Même si un système aussi vieux que celui du pays de Senghor ne se balaie pas du jour au lendemain, il faut reconnaître cependant que ce qui se passe sous nos yeux est exceptionnel. Bassirou Diomaye Diakhar Faye, le candidat arrivé en tête, n’est qu’un « pneu secours », un plan B. Il est sorti du chapeau d’Ousmane Sonko, président des Patriotes africains du Sénégal pour le travail, l’éthique et la fraternité (Pastef), recalé par un complot ourdi contre sa personne. On peut le dire, Faye est un président par défaut que le peuple sénégalais vient de se donner.

Le désormais président Bassirou Faye devra donc faire avec Sonko, son mentor. L’on ne s’imagine pas un seul instant, en tout cas dans des cercles politiques sérieux, Bassirou Faye faire un pas sans Sonko, ou prendre une décision sans l’aval de son mentor. Là-bas, au Sénégal, on n’hésite même pas à dire que le vrai président de la République, c’est Ousmane Sonko. Et que le pouvoir sera là où sera Sonko. Pourvu seulement que le couple Sonko-Faye et leurs alliés s’entendent sur la question qui, de notre point de vue, devrait trouver facilement réponse.

On le sait, le couple a un programme tourné résolument à gauche. C’est un programme révolutionnaire. Exit les passe-droits et retour à l’usage ordinaire c’est-à-dire au droit, à l’éthique. Plus question de se coucher devant l’ogre français condescendant, retour au partenariat gagnant-gagnant. Exit aussi les contrats léonins passés avec les entreprises occidentales qui ne sont jamais contrariées par la souffrance des peuples dont elles exploitent les terres. Cet objectif est d’autant atteignable pour les dirigeants du Pastef qu’aujourd’hui, la France n’est plus que l’ombre d’elle-même. Elle n’a plus que des dents de lait.

Autant de sujets résumés dans un programme de gouvernement que le nouveau président se devra de mettre en œuvre. Même s’il a pris la tête de l’Etat sans coup férir lors d’une élection bien maîtrisée, le nouveau pouvoir devra savoir une chose : entre un souhait transformé en programme et sa réalisation, beaucoup de temps peut se griller. Il y a donc loin de la coupe aux lèvres. Privilégier de petites choses qui touchent à la vie quotidienne des Sénégalais serait mieux qu’un bon coup de pied dans la fourmilière tout de suite.
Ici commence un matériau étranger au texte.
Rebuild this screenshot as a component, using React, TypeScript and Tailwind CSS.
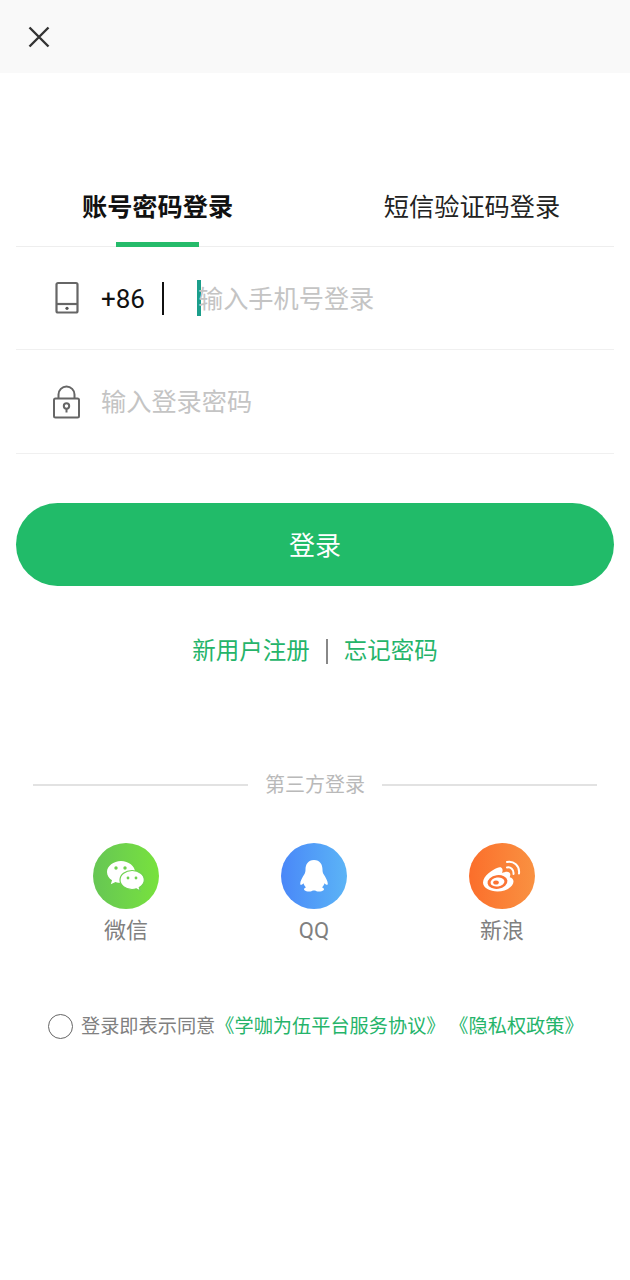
import React from "react";

const font = { fontFamily: '"Roboto", "Noto Sans CJK SC", sans-serif' };

function Phone() {
  return (
    <svg width="26" height="34" viewBox="0 0 26 34" fill="none" stroke="#666" strokeWidth="2.2">
      <rect x="2.500" y="2" width="21" height="29.500" rx="1.500" />
      <path d="M2.500 23H23.500" />
      <circle cx="13" cy="27.300" r="1.600" fill="#555" stroke="none" />
    </svg>
  );
}

function Lock() {
  return (
    <svg width="30" height="34" viewBox="0 0 30 34" fill="none" stroke="#666" strokeWidth="2">
      <rect x="2" y="13.500" width="25" height="19" rx="1.500" />
      <path d="M6.500 13.500V9.500a8 8 0 0 1 16 0V13.500" />
      <circle cx="14.500" cy="21" r="2.700" />
      <path d="M14.500 23.500V27.500" />
    </svg>
  );
}

function WeChat() {
  return (
    <svg width="40" height="32" viewBox="0 0 40 32">
      <path d="M15 1C7.500 1 1 6 1 12c0 3.500 2 6.300 5 8.300l-1.200 4 4.700-2.400c2 .6 3.500.8 5.500.8 8 0 14-5 14-10.700C29 6 22.500 1 15 1z" fill="#fff" />
      <path d="M26 10.500c-6.600 0-12 4.300-12 9.500s5.400 9.500 12 9.500c1.500 0 3-.2 4.300-.7l4 2.300-1-3.600c3-1.800 5-4.500 5-7.500 0-5.200-5.400-9.500-12-9.500z" fill="#fff" stroke="#6fd24f" strokeWidth="1.200" />
      <circle cx="10" cy="8" r="1.700" fill="#6fd24f" />
      <circle cx="19" cy="8" r="1.700" fill="#6fd24f" />
      <circle cx="22" cy="18" r="1.400" fill="#6fd24f" />
      <circle cx="30" cy="18" r="1.400" fill="#6fd24f" />
    </svg>
  );
}

function QQ() {
  return (
    <svg width="30" height="34" viewBox="0 0 30 34">
      <path d="M15 1C9 1 6.500 5.500 6.500 10.500c0 1.800-.2 3-1 4.500C3.500 18.500 1 22 1.200 25c.2 1.300 1.500 1.200 3.300-.8.500 1.800 1.300 3 2.500 4-2 .8-2.500 2-1.500 3 1.300 1.300 4 1.500 6 1.200 1.300-.2 2.300-.9 3.500-.9s2.200.7 3.500.9c2 .3 4.700.1 6-1.200 1-1 .5-2.200-1.500-3 1.200-1 2-2.200 2.500-4 1.800 2 3.100 2.100 3.300.8.200-3-2.300-6.500-4.300-10-.8-1.500-1-2.700-1-4.500C23.500 5.500 21 1 15 1z" fill="#fff" />
    </svg>
  );
}

function Weibo() {
  return (
    <svg width="40" height="32" viewBox="0 0 40 32" fill="none">
      <path d="M15 8C11 9.500 1 15.500 1 22.500 1 28 8 31.500 15.500 31.500c8.500 0 16-5 16-10 0-2.500-1.500-3.700-3.800-4.300.8-2 1-3.700-.4-4.700-1.800-1.300-4.800-.4-7.300.6 1-2.700.7-4.500-.6-5.300C18.500 7 16.500 7.400 15 8z" fill="#fff" />
      <ellipse cx="15.500" cy="22" rx="10" ry="6.800" fill="#fb7434" transform="rotate(-8 15.500 22)" />
      <ellipse cx="15.500" cy="22" rx="7" ry="4.500" fill="#fff" transform="rotate(-8 15.500 22)" />
      <ellipse cx="14" cy="22.500" rx="2.800" ry="2.100" fill="#fb7434" />
      <path d="M25 7.500c3.500-.8 7 2 6.500 6.500" stroke="#fff" strokeWidth="2" strokeLinecap="round" />
      <path d="M25 2c6.500-1.300 13 3.500 12 11.500" stroke="#fff" strokeWidth="2" strokeLinecap="round" />
    </svg>
  );
}

function Social({ label, bg, children }: { label: string; bg: string; children: React.ReactNode }) {
  return (
    <div className="flex w-[66px] flex-col items-center">
      <div className={`flex h-[66px] w-[66px] items-center justify-center rounded-full ${bg}`}>{children}</div>
      <span className="mt-[7px] whitespace-nowrap text-[22px] leading-[30px] text-[#808080]">{label}</span>
    </div>
  );
}

export default function App() {
  return (
    <div className="flex h-[1280px] w-[630px] flex-col bg-white" style={font}>
      <header className="flex h-[73px] items-center bg-[#f9f9f9] pl-[28px]">
        <svg width="22" height="22" viewBox="0 0 22 22" fill="none" stroke="#333" strokeWidth="2.400">
          <path d="M1.500 1.500L20.500 20.500M20.500 1.500L1.500 20.500" />
        </svg>
      </header>

      <div className="mx-[16px] mt-[96px] flex h-[78px] justify-between border-b border-[#eeeeee] text-[25.200px] leading-[78px]">
        <div className="relative flex h-[78px] w-[283px] justify-center font-bold text-[#111]">
          账号密码登录
          <div className="absolute bottom-0 left-[100px] h-[5px] w-[83px] bg-[#25bb6a]" />
        </div>
        <div className="flex w-[284px] justify-center text-[#222]">短信验证码登录</div>
      </div>

      <div className="mx-[16px] flex h-[103px] items-center border-b border-[#f0f0f0]">
        <div className="ml-[38px] flex w-[26px] justify-center"><Phone /></div>
        <span className="ml-[21px] mt-[2px] text-[26px] text-[#111]">+86</span>
        <div className="ml-[17px] h-[33px] w-[2px] bg-[#111]" />
        <div className="ml-[33px] flex items-center">
          <div className="h-[36px] w-[4px] bg-[#1b9e8b]" />
          <span className="ml-[-3px] mt-[4px] text-[25.200px] text-[#c4c4c4]">输入手机号登录</span>
        </div>
      </div>

      <div className="mx-[16px] flex h-[104px] items-center border-b border-[#f0f0f0]">
        <div className="ml-[36px] flex w-[30px] justify-center"><Lock /></div>
        <span className="ml-[19px] mt-[3px] text-[25.200px] text-[#c4c4c4]">输入登录密码</span>
      </div>

      <button className="mx-[16px] mt-[49px] flex h-[83px] items-center justify-center rounded-[42px] bg-[#21bb69] pt-[3px] text-[26px] text-white">
        登录
      </button>

      <div className="mt-[47px] flex h-[36px] items-center justify-center pt-[2px] text-[23.500px] text-[#25b46a]">
        <span>新用户注册</span>
        <div className="mx-[16px] mt-[-2px] h-[25px] w-[2px] bg-[#888]" />
        <span>忘记密码</span>
      </div>

      <div className="mx-[33px] mt-[98px] flex items-center text-[20px] leading-[34px] text-[#b9b9b9]">
        <div className="h-[2px] flex-1 bg-[#e2e2e2]" />
        <span className="mx-[17px] pt-[1px]">第三方登录</span>
        <div className="h-[2px] flex-1 bg-[#e2e2e2]" />
      </div>

      <div className="ml-[93px] mt-[41px] flex gap-[122px]">
        <Social label="微信" bg="bg-gradient-to-r from-[#66c653] to-[#78e23c]"><WeChat /></Social>
        <Social label="QQ" bg="bg-gradient-to-r from-[#4a87f8] to-[#5cb4f6]"><QQ /></Social>
        <Social label="新浪" bg="bg-gradient-to-r from-[#fb6e2b] to-[#f99141]"><Weibo /></Social>
      </div>

      <div className="ml-[48px] mt-[66px] flex items-center text-[19.200px] leading-[28px]">
        <div className="h-[25px] w-[25px] rounded-full border-[1.500px] border-[#666]" />
        <span className="ml-[8px] pt-[1px] text-[#808080]">登录即表示同意</span>
        <span className="whitespace-nowrap pt-[1px] text-[#25b46a]">《学咖为伍平台服务协议》</span>
        <span className="ml-[-1px] whitespace-nowrap pt-[1px] text-[#25b46a]">&nbsp;《隐私权政策》</span>
      </div>
    </div>
  );
}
C’est connu aussi que les nouveaux dirigeants auront la pression du peuple qui voudra des changements tout de suite pour des résultats concrets. Mais il leur appartient de savoir communiquer leur vision d’un Sénégal nouveau avec de nouvelles méthodes de travail. Car comme l’enseigne l’histoire, une révolution entraîne toujours derrière elle, une contre-révolution. Et les contre-révolutionnaires, il y en aura beaucoup, à commencer par le système battu et ses penseurs. Même si ceux-ci n’ont plus de solides dents pour mordre mortellement, ils restent du lait sur le feu. A surveiller avec une singulière attention.